Simple Solar Water Heater Controller
Schematic and PCB
The design features:
- Two boards "display" and "power"
- 10 way ribbon connector between the two boards
- Atmel mega168
- LCD display for temperature readings
- Red LED to show power is on and the mega is running
- Green LED to show pump status
- Two rotary switches to allow the pump on and off temperatures to be adjusted
- Opto isolated triac to switch the mains supply to the pump
- 5 V DC supply
Two of the mega ADC inputs are connected to two temperature sensors one on the pipework near the tank outlet (pump inlet) and one on the solar collector outlet. The temperature difference between these two sensors is used to determine if the pump should be run or not.
The sensors I used were from Rapid electronics (they have a resistance at 25°C of 10k and a B coefficient of 3435). If different sensors are to be used then it may be necessary to recompile the code.
You should look in the "/Home Projects/Solar Water Heater" folder - PCB layout only - no software.
Construction
The populated display board looks like this:
and the power board like this:
The two boards were built into a clear lid box (photo above) with separate cable glands for the mains, pump and sensor leads. The power board is mounted inside the bottom half of the box; the display board inside the clear lid. This construction allows the connections to the outside world to be fixed in place and allows the display panel and its micro controller to be removed. Additional holes are drilled in the clear lid to give access to the control switches and LCD contrast pot.
Software
Not available.
Operating
The LCD contrast control just needs setting to give a readable display and then left alone.
The two switch controls require a slightly longer explaination. The controller wants to switch on the circulating pump when there is a temperature difference between the tank temperature (measured on the pump inlet pipe) and the solar collector outlet temperature. This temperature difference needs to be a few °C to prevent the pump switching on and off frequently. Additionally, as the temperature difference falls there needs to be some hysteresis again to prevent the pump switching frequently. These temperatures are controlled by the two rotary switches.

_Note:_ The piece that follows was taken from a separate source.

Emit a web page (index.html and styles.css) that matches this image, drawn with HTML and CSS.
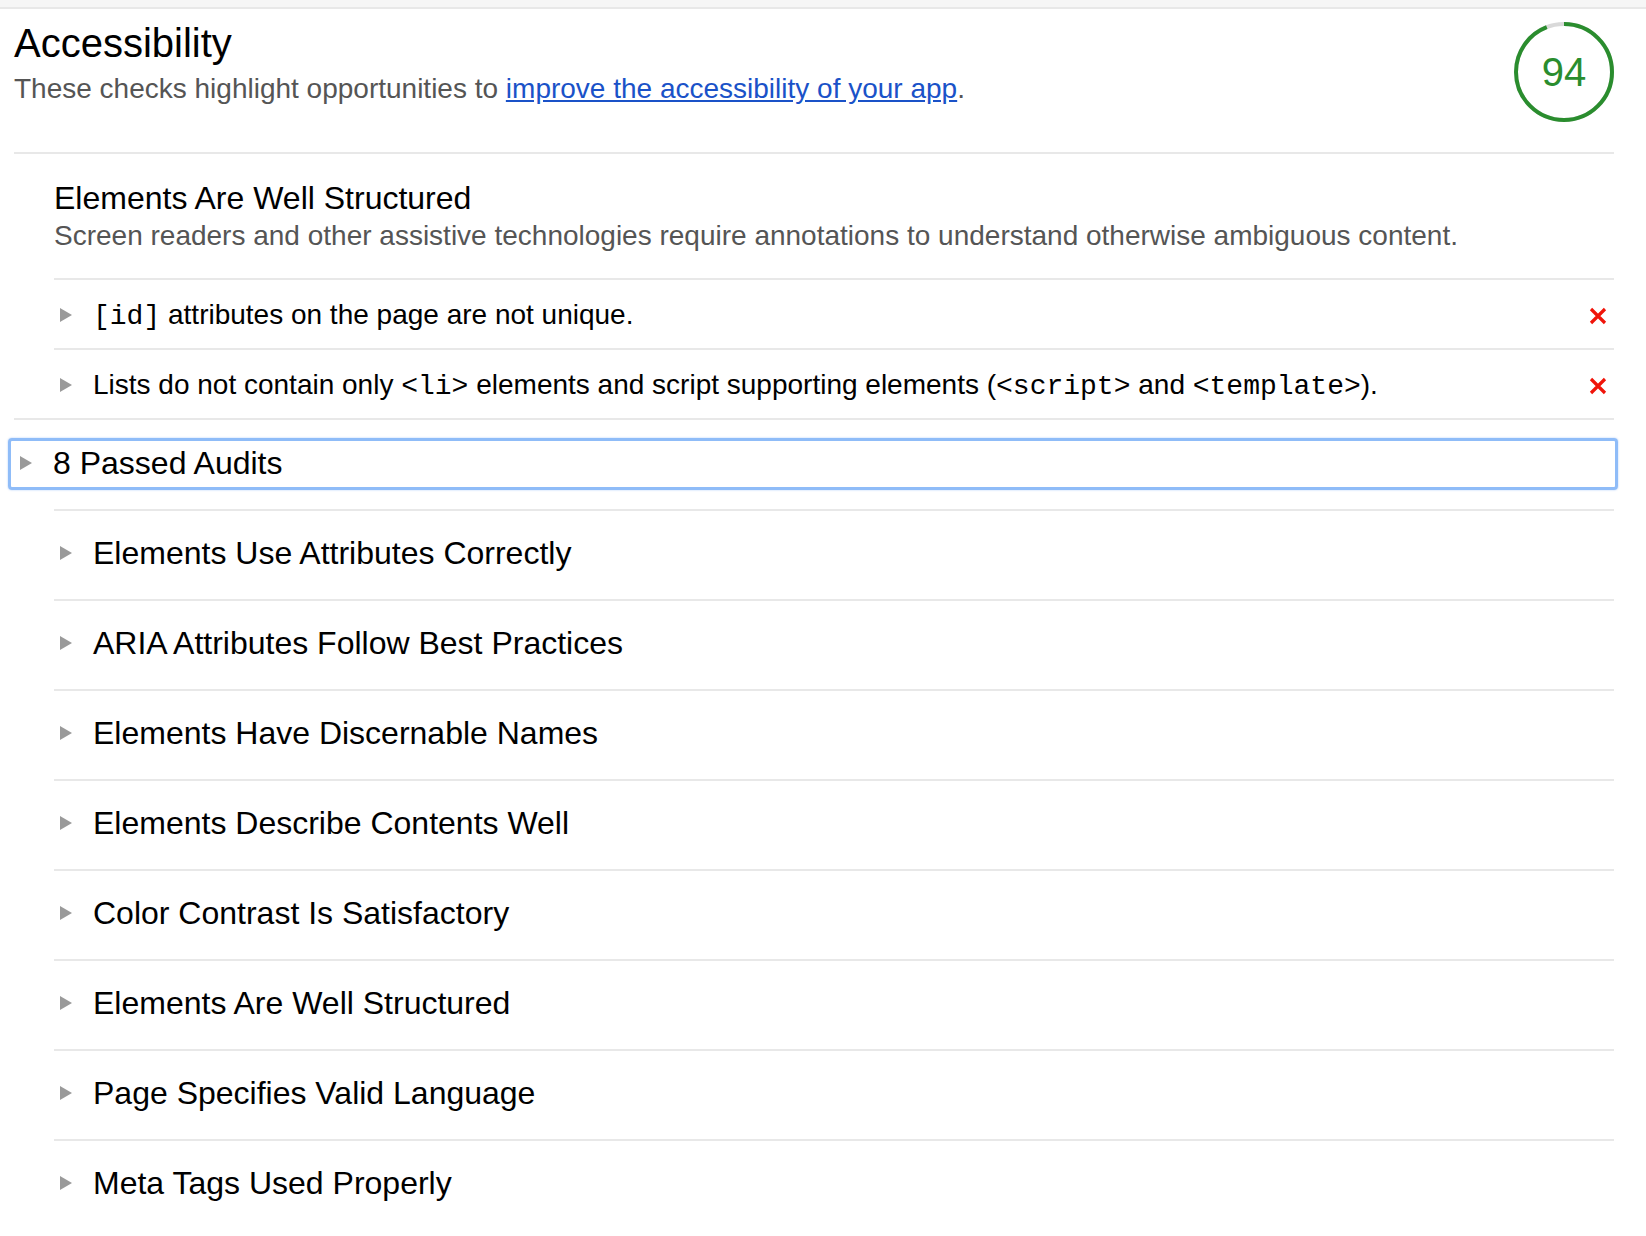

Starting with the pump off…
- The pump switches on when the temperature difference exceeds the "on temperature" (the "off temperature" plus the "hysteresis temperature")
- The pump then remains on as long as the temperature difference exceeds the "off temperature"
- The pump is switched off when the temperature difference falls below the "off temperature"
Each switch position increments increments its temperature setting by 0.5°C; giving each a range of 0 - 7.5°C and 0.5 - 14.5°C "on temperature" range (see below for the reason why 0 - 15°C is not realised). In practice I have found an "off" setting of 2°C and a hysteresis of 4°C works well for my system. But these temperature settings should be optimised for a particular installation.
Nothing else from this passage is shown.